In 2016, Empire ranked this the 29th best out of the top fifty episodes of all the 700-plus Star Trek television episodes, praising actor-director Leonard Nimoy reprising the character Spock, and his scenes with Jean-Luc Picard.

In 2018, CBR rated the "Unification" as the ninth best multi-episode story arc of Star Trek.

In 2019, the Edmonton Journal ranked this as having one of the top ten Spock character moments, pointing out the presentation of Spock with Spock's line "Indeed you have found him", references to Star Trek VI: The Undiscovered Country, and advancing the narrative between Spock and Sarek that began with the original series episode "Journey to Babel".

In 2019, Nerdist included this episode on their "Best of Spock" binge-watching guide.

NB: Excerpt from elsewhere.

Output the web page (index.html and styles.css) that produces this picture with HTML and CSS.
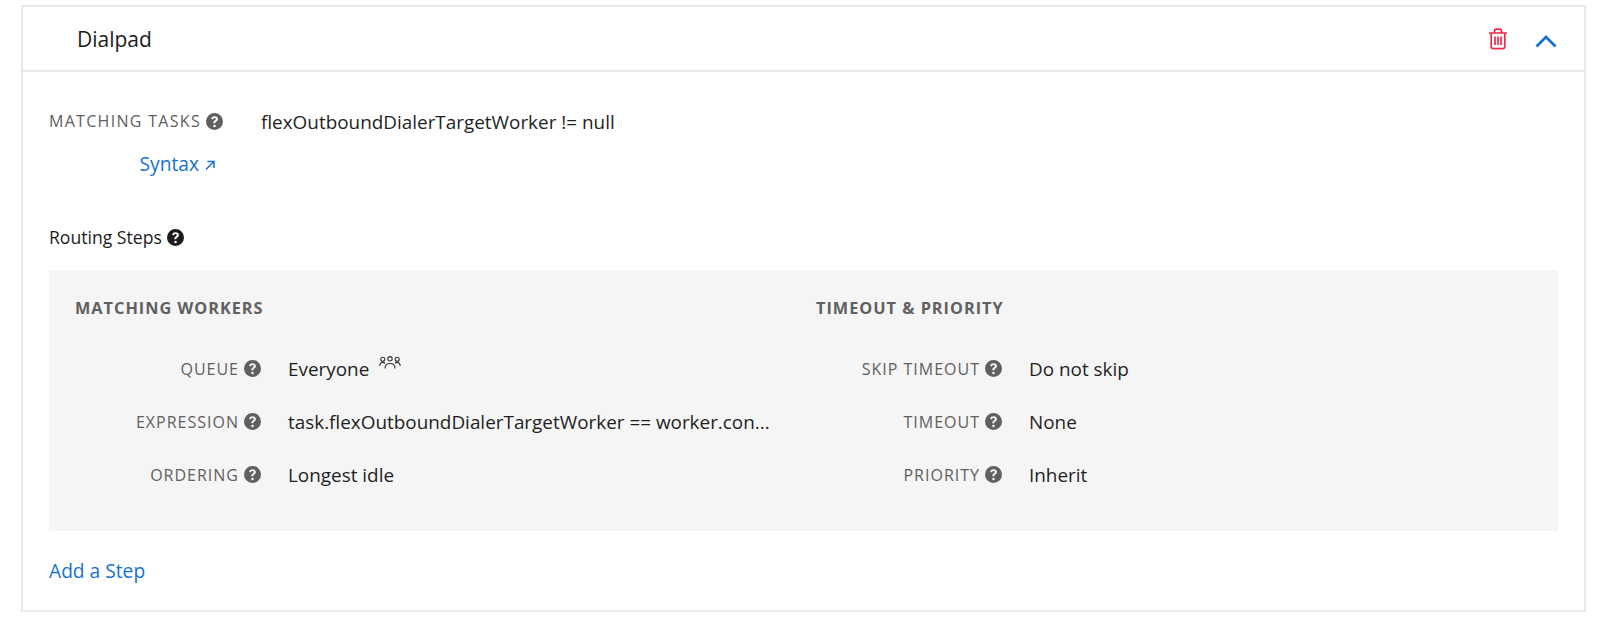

They suggested that Spock's devotion to uniting the Romulan and Vulcan people as depicted in this episode was a "metaphor for his own personal struggle".

In 2020, SyFy also recommended watching "Unification, Part I" and "Unification, Part II" as background on the Romulans for Star Trek: Picard.

In 2020, Space.com recommended watching this episode as background for Star Trek: Picard.

== Home video ==
Parts I and II of "Unification" were released on LaserDisc on February 18, 1997, in the United States.

Both parts of "Unification" were released in the United Kingdom on one VHS cassette (catalog number VH4104).

The episode was released in the United States on November 5, 2002, as part of the Season 5 DVD box set.

On November 19, 2013, "Unification" was released in high-definition video on Blu-Ray disc, as a standalone product. (It was also released in the season box set)

The first Blu-ray release was in the United States on November 18, 2013, followed by the United Kingdom the next day, November 19, 2013.

==Novel==
A novelization of this episode was published by Pocket Books, and was written by TNG producer (and screenwriter of "Unification I") Jeri Taylor. It was one of five novelizations to be made of The Next Generation episodes, alongside "Encounter at Farpoint," "Descent," "Relics," and "All Good Things...."

The 1995 Star Trek novel Crossover by Michael Jan Friedman is a story that follows up on the events in "Unification"; Spock continues to work on Vulcan, and once again Picard is involved, but also Ambassador McCoy and Scotty. The events of the novel are set after "All Good Things...," but before the movie Star Trek: Generations.